Out of this adventure I got:

  • stream-chain — streaming helpers for creating pipelines out of streams and functions, covering all basic situations.
  • stream-json — a toolkit to work with JSON files in a streaming way. Based on stream-chain.
  • stream-csv-as-json — an adapter for CSV that reuses stream-json for data processing and stream-chain as a foundation.
  • re2 — a drop-in replacement for RegExp resilient against ReDoS. It doesn’t use JIT, but if you have to process raw files from the internet — this is the tool to use.
  • install-artifact-from-github — a postinstall helper that fetches pre-built binaries from GitHub releases instead of compiling from source. Born to take the pain out of npm install re2; useful to any native-addon author.

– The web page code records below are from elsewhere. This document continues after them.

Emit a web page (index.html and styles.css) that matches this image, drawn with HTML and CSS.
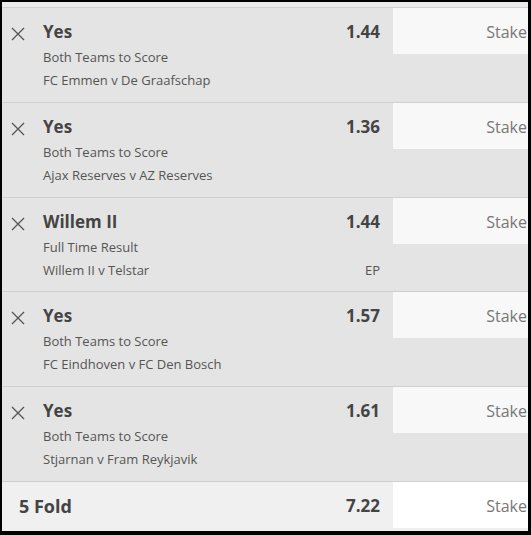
FILE: index.html
```html
<html lang="en">
<head>
    <meta charset="UTF-8">
    <title>Bet Slip</title>
    <link rel="stylesheet" href="styles.css">
</head>
<body>
    <div class="slip">
        <div class="slip-top"></div>

        <div class="bet">
            <button class="remove" title="Remove">
                <svg width="14" height="14" viewBox="0 0 14 14"><path d="M1 1L13 13M13 1L1 13"/></svg>
            </button>
            <div class="info">
                <div class="selection">Yes</div>
                <div class="market">Both Teams to Score</div>
                <div class="event">FC Emmen v De Graafschap</div>
            </div>
            <div class="price">
                <div class="odds">1.44</div>
            </div>
            <input class="stake" type="text" placeholder="Stake">
        </div>

        <div class="bet">
            <button class="remove" title="Remove">
                <svg width="14" height="14" viewBox="0 0 14 14"><path d="M1 1L13 13M13 1L1 13"/></svg>
            </button>
            <div class="info">
                <div class="selection">Yes</div>
                <div class="market">Both Teams to Score</div>
                <div class="event">Ajax Reserves v AZ Reserves</div>
            </div>
            <div class="price">
                <div class="odds">1.36</div>
            </div>
            <input class="stake" type="text" placeholder="Stake">
        </div>

        <div class="bet">
            <button class="remove" title="Remove">
                <svg width="14" height="14" viewBox="0 0 14 14"><path d="M1 1L13 13M13 1L1 13"/></svg>
            </button>
            <div class="info">
                <div class="selection">Willem II</div>
                <div class="market">Full Time Result</div>
                <div class="event">Willem II v Telstar</div>
            </div>
            <div class="price">
                <div class="odds">1.44</div>
                <div class="ep">EP</div>
            </div>
            <input class="stake" type="text" placeholder="Stake">
        </div>

        <div class="bet">
            <button class="remove" title="Remove">
                <svg width="14" height="14" viewBox="0 0 14 14"><path d="M1 1L13 13M13 1L1 13"/></svg>
            </button>
            <div class="info">
                <div class="selection">Yes</div>
                <div class="market">Both Teams to Score</div>
                <div class="event">FC Eindhoven v FC Den Bosch</div>
            </div>
            <div class="price">
                <div class="odds">1.57</div>
            </div>
            <input class="stake" type="text" placeholder="Stake">
        </div>

        <div class="bet">
            <button class="remove" title="Remove">
                <svg width="14" height="14" viewBox="0 0 14 14"><path d="M1 1L13 13M13 1L1 13"/></svg>
            </button>
            <div class="info">
                <div class="selection">Yes</div>
                <div class="market">Both Teams to Score</div>
                <div class="event">Stjarnan v Fram Reykjavik</div>
            </div>
            <div class="price">
                <div class="odds">1.61</div>
            </div>
            <input class="stake" type="text" placeholder="Stake">
        </div>

        <div class="multiple">
            <div class="fold-name">5 Fold</div>
            <div class="odds">7.22</div>
            <input class="stake stake-white" type="text" placeholder="Stake">
        </div>
    </div>
</body>
</html>
```

FILE: styles.css
```css
html {
    background: #000;
}

body {
    margin: 2px 3px 0 2px;
    font-family: "Open Sans", "Liberation Sans", sans-serif;
    color: #444;
}

.slip {
    height: 529px;
    overflow: hidden;
    background: #e4e4e4;
}

.slip-top {
    height: 5px;
    background: #ebebeb;
}

.bet {
    display: flex;
    height: 93.8px;
    border-top: 1px solid #d0d0d0;
}

.remove {
    width: 41px;
    height: 46px;
    padding: 0 0 0 9px;
    margin: 0;
    border: none;
    background: none;
    display: flex;
    align-items: center;
    cursor: pointer;
}
.remove svg {
    margin-top: 6px;
}
.remove path {
    stroke: #555;
    stroke-width: 1.3;
    fill: none;
}

.info {
    flex: 1;
    padding-top: 10px;
}

.selection {
    font-size: 17px;
    font-weight: bold;
    line-height: 28px;
}

.market,
.event {
    font-size: 13px;
    line-height: 23px;
    color: #555;
}

.price {
    padding-top: 10px;
    padding-right: 13px;
    text-align: right;
}

.odds {
    font-size: 17px;
    font-weight: bold;
    line-height: 28px;
}

.ep {
    margin-top: 23px;
    font-size: 13px;
    line-height: 23px;
    color: #555;
}

.stake {
    width: 135px;
    height: 46px;
    box-sizing: border-box;
    margin: 0;
    padding: 2px 1px 0 0;
    border: none;
    outline: none;
    background: #f8f8f8;
    font-family: "Open Sans", "Liberation Sans", sans-serif;
    font-size: 16px;
    text-align: right;
    color: #444;
}
.stake::placeholder {
    color: #777;
}
.stake-white {
    background: #fff;
}

.multiple {
    display: flex;
    align-items: center;
    height: 49px;
    border-top: 1px solid #d0d0d0;
    background: #f0f0f0;
}
.multiple .stake {
    align-self: flex-start;
}

.fold-name {
    flex: 1;
    padding-left: 17px;
    font-size: 18px;
    font-weight: bold;
}
.multiple .odds {
    padding-right: 13px;
}
```
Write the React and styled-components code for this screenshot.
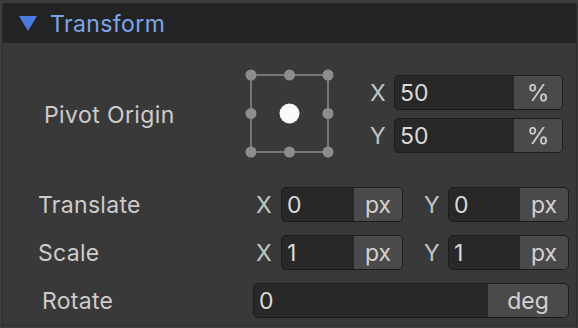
import React from 'react'
import styled, { createGlobalStyle } from "styled-components";

const GlobalStyle = createGlobalStyle`
  html, body {
    margin: 0;
    padding: 0;
    background: #3c3c3c;
  }
  #root {
    padding: 3px 1px 2px 2px;
  }
`;

const PivotDots = () => {
  const pts = [7, 45.5, 84];
  const dots = [];
  pts.forEach((y) =>
    pts.forEach((x) => {
      if (x === 45.5 && y === 45.5) return;
      dots.push(<circle key={`${x}-${y}`} cx={x} cy={y} r="5.5" fill="#8d8d8d" />);
    })
  );
  return (
    <svg width="92" height="92" viewBox="0 0 92 92">
      <rect x="7" y="7" width="77" height="77" fill="none" stroke="#777" strokeWidth="2" />
      {dots}
      <circle cx="45.5" cy="45.5" r="10" fill="#fafafa" />
    </svg>
  );
};

const Field = ({ value, unit, width, unitWidth = 48 }) => (
  <InputBox $width={width}>
    <Value>{value}</Value>
    <Unit $width={unitWidth}>{unit}</Unit>
  </InputBox>
);

const App = () => {
  return (
    <>
      <GlobalStyle />
      <Panel>
        <Header>
          <Caret />
          <Title>Transform</Title>
        </Header>
        <PivotRow>
          <PivotLabel>Pivot Origin</PivotLabel>
          <PivotDots />
          <PivotFields>
            <FieldLine>
              <Axis>X</Axis>
              <Field value="50" unit="%" width={169} />
            </FieldLine>
            <FieldLine>
              <Axis>Y</Axis>
              <Field value="50" unit="%" width={169} />
            </FieldLine>
          </PivotFields>
        </PivotRow>
        <Rows>
          <Row>
            <RowLabel $indent={35}>Translate</RowLabel>
            <Axis $pad={3} $width={28}>X</Axis>
            <Field value="0" unit="px" width={122} />
            <Axis $gap={21}>Y</Axis>
            <Field value="0" unit="px" width={121} />
          </Row>
          <Row>
            <RowLabel $indent={35}>Scale</RowLabel>
            <Axis $pad={3} $width={28}>X</Axis>
            <Field value="1" unit="px" width={122} />
            <Axis $gap={21}>Y</Axis>
            <Field value="1" unit="px" width={121} />
          </Row>
          <Row>
            <RowLabel $indent={39}>Rotate</RowLabel>
            <Field value="0" unit="deg" width={316} unitWidth={80} />
          </Row>
        </Rows>
      </Panel>
    </>
  )
}

export default App

const Panel = styled.div`
  height: 322px;
  background: #393939;
  border: 1px solid #2a2a2a;
  border-top: none;
  font-family: Inter, "Noto Sans", sans-serif;
  font-size: 23px;
  color: #cccccc;
  overflow: hidden;
`;

const Header = styled.div`
  height: 40px;
  background: #232323;
  display: flex;
  align-items: center;
  padding-left: 16px;
`;

const Caret = styled.span`
  width: 0;
  height: 0;
  border-left: 9px solid transparent;
  border-right: 9px solid transparent;
  border-top: 15px solid #4a7be0;
  margin-top: 1px;
`;

const Title = styled.span`
  margin-left: 13px;
  margin-top: 1px;
  color: #7ba6ec;
  letter-spacing: 0.4px;
`;

const PivotRow = styled.div`
  display: flex;
  align-items: center;
  margin-top: 25px;
  height: 92px;
`;

const PivotLabel = styled.div`
  width: 200px;
  padding-left: 41px;
  margin-top: 2px;
  letter-spacing: 0.4px;
`;

const PivotFields = styled.div`
  display: flex;
  flex-direction: column;
  gap: 8px;
  margin-left: 34px;
`;

const FieldLine = styled.div`
  display: flex;
  align-items: center;
`;

const Axis = styled.span`
  width: ${(p) => p.$width || 24}px;
  padding-left: ${(p) => p.$pad || 0}px;
  margin-left: ${(p) => p.$gap || 0}px;
  box-sizing: border-box;
  color: #c4c4c4;
`;

const InputBox = styled.div`
  width: ${(p) => p.$width}px;
  height: 35px;
  box-sizing: border-box;
  display: flex;
  background: #282828;
  border: 1px solid #1c1c1c;
  border-radius: 5px;
  overflow: hidden;
`;

const Value = styled.span`
  flex: 1;
  display: flex;
  align-items: center;
  padding-left: 5px;
  color: #dadada;
`;

const Unit = styled.span`
  width: ${(p) => p.$width}px;
  display: flex;
  align-items: center;
  justify-content: center;
  background: #4a4a4a;
  color: #d2d2d2;
`;

const Rows = styled.div`
  display: flex;
  flex-direction: column;
  gap: 13px;
  margin-top: 27px;
`;

const Row = styled.div`
  display: flex;
  align-items: center;
`;

const RowLabel = styled.span`
  width: 250px;
  box-sizing: border-box;
  padding-left: ${(p) => p.$indent}px;
  letter-spacing: 0.3px;
`;
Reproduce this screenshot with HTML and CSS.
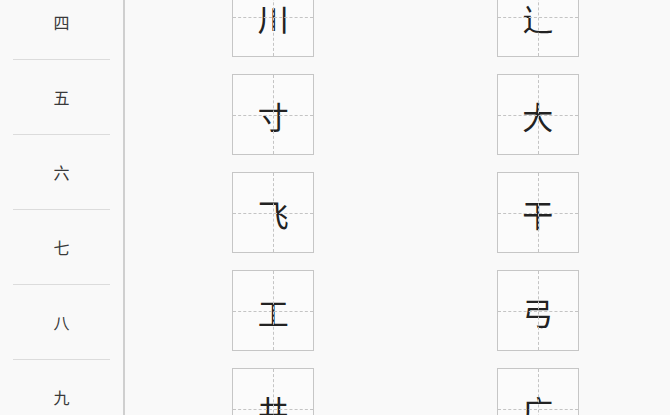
FILE: index.html
```html
<!DOCTYPE html>
<html>
<head>
	<title>笔画练习</title>
	<meta charset="utf-8">
	<meta name="viewport" content="width=device-width, initial-scale=1">
	<link rel="stylesheet" href="styles.css">
</head>
<body>
	<div class="page">
		<ul class="sidebar">
			<li>四</li>
			<li>五</li>
			<li>六</li>
			<li>七</li>
			<li>八</li>
			<li>九</li>
		</ul>

		<div class="main">
			<div class="grid">
				<div class="cell">川</div>
				<div class="cell">辶</div>
				<div class="cell">寸</div>
				<div class="cell">大</div>
				<div class="cell">飞</div>
				<div class="cell">干</div>
				<div class="cell">工</div>
				<div class="cell">弓</div>
				<div class="cell">井</div>
				<div class="cell">广</div>
			</div>
		</div>
	</div>
</body>
</html>
```

FILE: styles.css
```css
html, body {
	margin: 0;
	padding: 0;
	height: 100%;
	overflow: hidden;
}

body {
	font-family: "Noto Sans CJK SC", "Noto Sans", sans-serif;
	background-color: #f9f9f9;
	color: #333333;
}

.page {
	display: flex;
	height: 100%;
}

.sidebar {
	list-style: none;
	margin: 0;
	padding: 0;
	width: 123px;
	flex-shrink: 0;
	border-right: 2px solid #cfcfcf;
	margin-top: -15px;
}

.sidebar li {
	height: 74px;
	width: 97px;
	margin: 0 13px;
	border-bottom: 1px solid #dcdcdc;
	display: flex;
	align-items: center;
	justify-content: center;
	font-size: 16px;
	color: #3a3a3a;
}

.main {
	flex: 1;
	padding-left: 16px;
}

.grid {
	display: grid;
	grid-template-columns: 1fr 1fr;
	row-gap: 17px;
	margin-top: -24px;
	justify-items: center;
}

.cell {
	position: relative;
	width: 80px;
	height: 78px;
	border: 1px solid #c6c6c6;
	background-color: #fbfbfb;
	display: flex;
	align-items: center;
	justify-content: center;
	font-size: 31px;
	color: #222222;
	line-height: 1;
	padding-top: 1px;
	box-sizing: content-box;
}

/* dashed guide lines through the middle */
.cell::before, .cell::after {
	content: "";
	position: absolute;
}

.cell::before {
	left: 0;
	right: 0;
	top: 50%;
	border-top: 1px dashed #c4c4c4;
}

.cell::after {
	top: 0;
	bottom: 0;
	left: 50%;
	border-left: 1px dashed #c4c4c4;
}
```
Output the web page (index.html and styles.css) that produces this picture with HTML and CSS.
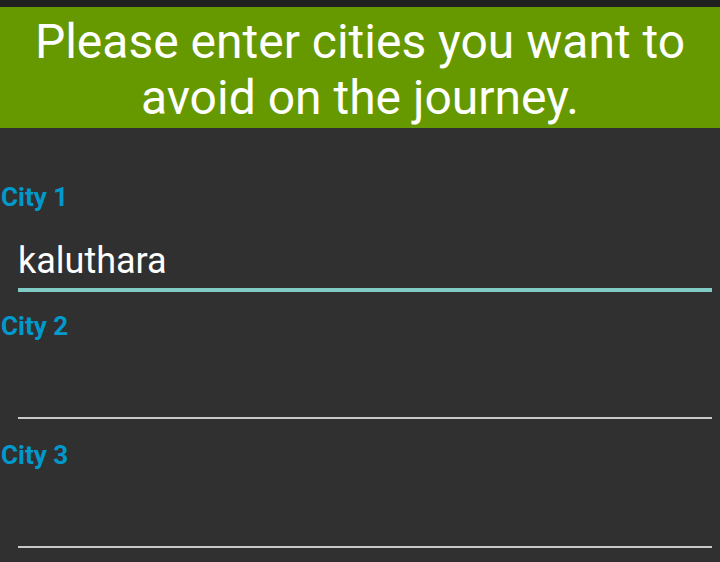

Today these libraries do real work in the wild: stream-chain and stream-json each pull around 6 million downloads a week from npm, re2 another 2 million, and install-artifact-from-github another 2 million. And maintenance is surprisingly light — across all those years stream-chain has had 12 issues filed total, stream-json 137 (all closed), node-re2 132 (the 5 still open are all enhancement trackers, not bugs), and install-artifact-from-github 4 (all closed). Most are questions or small enhancement suggestions. Picking primitives close to the bone — regular expressions, Node streams, the JSON spec — pays back for a long time. Not bad for a side quest that started with one slow parser.